Another good schooling fish are Harlequin rasboras. They school almost as tightly as Rummies and they hang out at the surface alot, so would really be out of the Kribs way.

I also think you'd be fine with some Cories. Maybe stick with 6 so that the Kribs won't have too many to defend. Cories are tough though and alot of people keep them with Krib pairs successfully. As long as the Kribs have a few caves and the cories have room to get away (they will in a 29g), they'll be fine together.


----------



## jones57742 (Sep 8, 2007)

JustOneMore20 said:


> FinnFan said:
> 
> 
> > Is it true that schooling fish tend to have less "personality" or "individuality" than non-schooling fish?
> ...


Triple ditto that one.

My silver dollars and red Serpae Tetras have absolutely no personality.
My SAE's, cories and Yoyo loaches, which although not true shoaling fish do exhibit some of the behavior of shoaling fish, also have no personality.

Each of my angels has a personality.

Based on the literature Oscars' personalities have been ascribed to those of "puppy dogs".

TR


----------



## FinnFan (Aug 28, 2007)

I'd like to get something for all three strata of the tank, if that's possible. Kribs will be mid and bottom, tetras would be... mid? Cories would definitely be bottom. Who could use the top? Anyone?


----------



## FinnFan (Aug 28, 2007)

jones57742 said:


> Based on the literature Oscars' personalities have been ascribed to those of "puppy dogs".TR


This sounds like a very cool fish to have someday, on its own


----------



## Guest (Sep 20, 2007)

FinnFan said:


> I'd like to get something for all three strata of the tank, if that's possible. Kribs will be mid and bottom, tetras would be... mid? Cories would definitely be bottom. Who could use the top? Anyone?


For middle you could have Rummynose tetras and for the top, Harlequin rasboras.

Hatchetfish are also cool fish and would occupy the surface. They can be skittish though and will jump.
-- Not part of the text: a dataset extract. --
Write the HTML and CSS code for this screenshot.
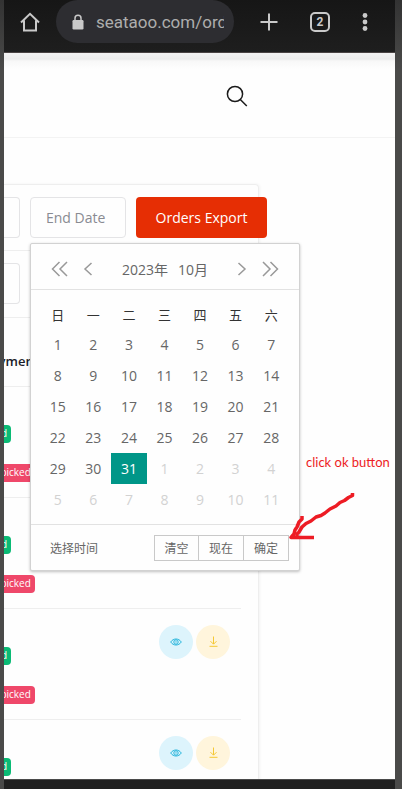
FILE: index.html
```html
<!DOCTYPE html>
<html lang="en">
<head>
<meta charset="utf-8">
<meta name="viewport" content="width=device-width, initial-scale=1">
<title>Orders</title>
<link rel="stylesheet" href="styles.css">
</head>
<body>
<header class="browser-bar">
  <button class="bar-btn" aria-label="Home">
    <svg width="20" height="20" viewBox="0 0 20 20" fill="none" stroke="#c9c9c9" stroke-width="2"><path d="M1 10.5 10 1.8l9 8.7M4 8.5v10h12v-10"/></svg>
  </button>
  <label class="address">
    <svg width="12" height="16" viewBox="0 0 12 16"><rect x="0.5" y="6" width="11" height="9.5" rx="1.2" fill="#c9c9c9"/><path d="M3 6.5V4.3a3 3 0 0 1 6 0v2.200" fill="none" stroke="#c9c9c9" stroke-width="1.500"/></svg>
    <input class="address-input" type="text" aria-label="Address" value="seataoo.com/orders">
  </label>
  <div class="bar-actions">
    <button class="bar-btn" aria-label="New tab">
      <svg width="18" height="18" viewBox="0 0 18 18" stroke="#c9c9c9" stroke-width="2"><path d="M9 0.500v17M0.500 9h17"/></svg>
    </button>
    <button class="bar-btn tab-count" aria-label="Tabs">2</button>
    <button class="bar-btn" aria-label="Menu">
      <svg width="6" height="18" viewBox="0 0 6 18" fill="#c9c9c9"><circle cx="3" cy="2.500" r="2.400"/><circle cx="3" cy="9" r="2.400"/><circle cx="3" cy="15.500" r="2.400"/></svg>
    </button>
  </div>
</header>

<main class="page">
  <div class="site-header">
    <button class="search-btn" aria-label="Search">
      <svg width="22" height="22" viewBox="0 0 22 22" fill="none" stroke="#1b1b1b" stroke-width="1.500"><circle cx="9" cy="9" r="7.600"/><path d="m14.300 14.500 6.500 6.500"/></svg>
    </button>
  </div>

  <section class="card">
    <div class="filters">
      <input class="field field-cut" type="text" aria-label="Start date">
      <div class="date-field">
        <input class="field" type="text" placeholder="End Date" aria-label="End date">
        <div class="picker">
          <div class="picker-head">
            <button class="nav" aria-label="Previous year"><svg width="18" height="16" viewBox="0 0 18 16"><path d="M8.500 1 1.500 8l7 7M16 1 9 8l7 7"/></svg></button>
            <button class="nav" aria-label="Previous month"><svg width="10" height="16" viewBox="0 0 10 16"><path d="M8.500 2 2 8l6.500 6"/></svg></button>
            <div class="picker-title"><span>2023年</span><span>10月</span></div>
            <button class="nav" aria-label="Next month"><svg width="10" height="16" viewBox="0 0 10 16"><path d="M1.500 2 8 8l-6.500 6"/></svg></button>
            <button class="nav" aria-label="Next year"><svg width="18" height="16" viewBox="0 0 18 16"><path d="m2 1 7 7-7 7M9.500 1l7 7-7 7"/></svg></button>
          </div>
          <div class="picker-body">
            <table class="days">
              <thead><tr><th>日</th><th>一</th><th>二</th><th>三</th><th>四</th><th>五</th><th>六</th></tr></thead>
              <tbody>
                <tr><td>1</td><td>2</td><td>3</td><td>4</td><td>5</td><td>6</td><td>7</td></tr>
                <tr><td>8</td><td>9</td><td>10</td><td>11</td><td>12</td><td>13</td><td>14</td></tr>
                <tr><td>15</td><td>16</td><td>17</td><td>18</td><td>19</td><td>20</td><td>21</td></tr>
                <tr><td>22</td><td>23</td><td>24</td><td>25</td><td>26</td><td>27</td><td>28</td></tr>
                <tr><td>29</td><td>30</td><td class="selected">31</td><td class="next">1</td><td class="next">2</td><td class="next">3</td><td class="next">4</td></tr>
                <tr><td class="next">5</td><td class="next">6</td><td class="next">7</td><td class="next">8</td><td class="next">9</td><td class="next">10</td><td class="next">11</td></tr>
              </tbody>
            </table>
          </div>
          <div class="picker-foot">
            <span>选择时间</span>
            <div class="foot-btns"><button>清空</button><button>现在</button><button>确定</button></div>
          </div>
          <div class="note">click ok button</div>
          <svg class="arrow" width="68" height="52" viewBox="0 0 68 52" fill="none" stroke="#ed1c24" stroke-width="3.500" stroke-linejoin="round"><path d="M64.500 2v2.500l-4 2-4 3-4.500 2-4 3.500-6 3-5 4-4 2.500-5 1.500-5 4-5 2.500-4 3.500-3 5-2 2v3"/><path d="M14 25v3l-3 3-2 5-2 3-1 4-3 3.500h23"/></svg>
        </div>
      </div>
      <button class="export">Orders Export</button>
    </div>
    <div class="filters second">
      <input class="field field-cut" type="text" aria-label="Search orders">
    </div>
    <div class="table-wrap">
      <table class="orders">
        <thead><tr><th>Payment</th><th></th></tr></thead>
        <tbody>
          <tr><td><span class="badge paid">Paid</span><span class="badge unpicked">Unpicked</span></td><td></td></tr>
          <tr><td><span class="badge paid">Paid</span><span class="badge unpicked">Unpicked</span></td><td></td></tr>
          <tr>
            <td><span class="badge paid">Paid</span><span class="badge unpicked">Unpicked</span></td>
            <td><div class="actions">
              <a class="round view" href="#" aria-label="View"><svg width="12" height="8" viewBox="0 0 12 8"><path d="M0.700 4C3.300 0 8.700 0 11.300 4 8.700 8 3.300 8 0.700 4z"/><circle cx="6" cy="4" r="2.200"/><path d="M6 3.200v1.400"/></svg></a>
              <a class="round load" href="#" aria-label="Download"><svg width="9" height="11" viewBox="0 0 9 11"><path d="M4.500 0.500v7.500M1.500 5.200l3 3 3-3M0.500 10.300h8"/></svg></a>
            </div></td>
          </tr>
          <tr>
            <td><span class="badge paid">Paid</span><span class="badge unpicked">Unpicked</span></td>
            <td><div class="actions">
              <a class="round view" href="#" aria-label="View"><svg width="12" height="8" viewBox="0 0 12 8"><path d="M0.700 4C3.300 0 8.700 0 11.300 4 8.700 8 3.300 8 0.700 4z"/><circle cx="6" cy="4" r="2.200"/><path d="M6 3.200v1.400"/></svg></a>
              <a class="round load" href="#" aria-label="Download"><svg width="9" height="11" viewBox="0 0 9 11"><path d="M4.500 0.500v7.500M1.500 5.200l3 3 3-3M0.500 10.300h8"/></svg></a>
            </div></td>
          </tr>
        </tbody>
      </table>
    </div>
  </section>
</main>
<footer class="system-bar"></footer>
</body>
</html>
```
FILE: styles.css
```css
* { box-sizing: border-box; }

body {
  margin: 0;
  height: 100vh;
  padding: 0 7px 0 4px;
  display: flex;
  flex-direction: column;
  overflow: hidden;
  background: linear-gradient(#333, #4a4a49 70px);
  font-family: "Open Sans", "Noto Sans CJK SC", sans-serif;
  font-size: 14px;
  color: #666;
}

button {
  margin: 0;
  padding: 0;
  border: 0;
  background: none;
  font: inherit;
  color: inherit;
}

svg { display: block; }

/* browser chrome */
.browser-bar {
  flex: none;
  display: flex;
  align-items: center;
  height: 53px;
  padding: 0 27px 9px 16px;
  background: linear-gradient(#161616, #1e1e1e);
  border-bottom: 1px solid #4a4444;
}

.address {
  flex: 1;
  min-width: 0;
  display: flex;
  align-items: center;
  gap: 12px;
  height: 43px;
  margin: 0 26px 0 16px;
  padding: 0 10px 0 16px;
  border-radius: 22px;
  background: #2d2d31;
}

.address svg { flex: none; }

.address-input {
  flex: 1;
  min-width: 0;
  padding: 0;
  border: 0;
  background: none;
  font: 17px Roboto, sans-serif;
  color: #adadad;
}

.bar-actions {
  display: flex;
  align-items: center;
  gap: 32px;
}

.tab-count {
  width: 20px;
  height: 20px;
  border: 2px solid #c9c9c9;
  border-radius: 5px;
  font: bold 12px/16px Roboto, sans-serif;
  color: #c9c9c9;
}

.system-bar {
  flex: none;
  height: 10px;
  background: #202020;
  border-top: 1px solid #4a4a4a;
}

/* page */
.page {
  flex: 1;
  min-height: 0;
  overflow: hidden;
  background: #fefefe;
}

.site-header {
  display: flex;
  align-items: center;
  justify-content: flex-end;
  height: 85px;
  padding: 2px 147px 0 0;
  border-bottom: 1px solid #f3f3f3;
  background: linear-gradient(#f3f3f3, #ececec 6px, #f8f8f8 8px, #fefefe 16px);
}

.card {
  margin: 46px 136px 0 0;
  border: 1px solid #eee;
  border-left: 0;
  border-radius: 0 4px 0 0;
  box-shadow: 1px 0 3px #f3f3f3;
}

.filters {
  display: flex;
  gap: 10px;
  height: 66px;
  padding-top: 12px;
  border-bottom: 1px solid #eee;
}

.second { height: 67px; }

.field {
  display: block;
  width: 96px;
  height: 41px;
  padding: 0 15px;
  border: 1px solid #e4e4e6;
  border-radius: 4px;
  background: #fefefe;
  font: inherit;
  color: #898b92;
}

.field::placeholder { color: #898b92; }

.field-cut {
  width: 16px;
  padding: 0;
  border-left: 0;
  border-radius: 0 4px 4px 0;
}

.export {
  flex: none;
  width: 131px;
  height: 41px;
  border-radius: 4px;
  background: #e62e04;
  color: #fff;
}

/* date picker */
.date-field { position: relative; }

.picker {
  position: absolute;
  top: 46px;
  left: 0;
  z-index: 2;
  width: 270px;
  border: 1px solid #d2d2d2;
  border-radius: 2px;
  background: #fefefe;
  box-shadow: 0 1px 3px rgba(0, 0, 0, 0.25);
}

.picker-head {
  display: flex;
  align-items: center;
  gap: 14px;
  height: 46px;
  padding: 4px 20px 0;
  border-bottom: 1px solid #e2e2e2;
}

.nav svg {
  fill: none;
  stroke: #999;
  stroke-width: 1.500;
}

.picker-title {
  flex: 1;
  display: flex;
  justify-content: center;
  gap: 10px;
}

.picker-body { padding: 10px 10px 9px 9px; }

.days {
  width: 100%;
  height: 215px;
  table-layout: fixed;
  border-collapse: collapse;
}

.days th,
.days td {
  height: 30px;
  padding: 0;
  text-align: center;
  font-weight: 400;
  line-height: 20px;
}

.days th {
  font-size: 13px;
  color: #333;
}

.days .next { color: #d2d2d2; }

.days .selected {
  background: #009688;
  color: #fff;
}

.picker-foot {
  display: flex;
  align-items: center;
  justify-content: space-between;
  height: 46px;
  padding: 0 10px 0 19px;
  border-top: 1px solid #e2e2e2;
  font-size: 12px;
}

.foot-btns { display: flex; }

.foot-btns button {
  width: 45px;
  height: 26px;
  border: 1px solid #c9c9c9;
}

.foot-btns button + button { border-left: 0; }

.note {
  position: absolute;
  top: 209px;
  left: 275px;
  white-space: nowrap;
  font: 13px/18px Lato, sans-serif;
  color: #ed1c24;
}

.arrow {
  position: absolute;
  top: 247px;
  left: 257px;
}

/* orders */
.table-wrap { overflow: hidden; }

.orders {
  width: calc(100% + 4px);
  margin-left: -21px;
  border-collapse: collapse;
}

.orders tr {
  height: 111px;
  border-bottom: 1px solid #eee;
}

.orders thead tr { height: 68px; }

.orders th,
.orders td {
  padding: 0;
  text-align: left;
}

.orders th {
  padding-top: 18px;
  font-size: 13px;
  color: #1b1b28;
  font-weight: 600;
}

.orders td { vertical-align: top; }

.orders td:first-child { padding-top: 38px; }

.badge {
  display: block;
  width: max-content;
  height: 18px;
  padding: 0 4px;
  border-radius: 4px;
  font-size: 10px;
  line-height: 17px;
  color: #fff;
}

.badge + .badge { margin-top: 21px; }

.paid { background: #0abb75; }
.unpicked { background: #ef486a; }

.actions {
  display: flex;
  justify-content: flex-end;
  gap: 3px;
  padding: 16px 11px 0 0;
}

.round {
  display: grid;
  place-items: center;
  width: 34px;
  height: 34px;
  border-radius: 50%;
}

.round svg {
  fill: none;
  stroke: currentColor;
}

.view {
  background: #ddf4fc;
  color: #25b5dc;
}

.load {
  background: #fff5dc;
  color: #f5c834;
}
```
A gourami would occupy the top, but they are also kind of like a centerpiece fish and would take some attention away from the Kribs.


----------



## jones57742 (Sep 8, 2007)

FinnFan said:


> I'd like to get something for all three strata of the tank, if that's possible. Kribs will be mid and bottom, tetras would be... mid? Cories would definitely be bottom. Who could use the top? Anyone?


Hatchets.

I have had absolutely "no joy" in keeping them but most folks have had "joy" in keeping them.
In order to keep hatchets your tank should have "completely enclosed top".




FinnFan said:


> This sounds like a very cool fish to have someday, on its own


Please note two items:

1) Oscars, when adults, are very large and have been reported (although very uncommon) to be up 18" in length and
2) Oscars are cichlids and are therefore very predatory in nature.

TR


----------



## FinnFan (Aug 28, 2007)

Oh yeah, I'd not keep it with a bunch of little fish. Most sources say it gets to a foot long - so it may never be something in any tank that I own. But you never know! It still sounds cool 

Edited to clarify


----------



## jones57742 (Sep 8, 2007)

FinnFan said:


> Oh yeah, I'd not keep it with a bunch of little fish. Most sources say it gets to a foot long - so it may never be something in any tank that I own. But you never know! It still sounds cool
> 
> Edited to clarify


Yep: Yep: Yep:

If am able to set up a "humongous" tank(s) in my office at my offices next year I have been considering several Oscars also.

TR


----------



## FinnFan (Aug 28, 2007)

One of these days I need to talk my company into setting up a giant fish tank


----------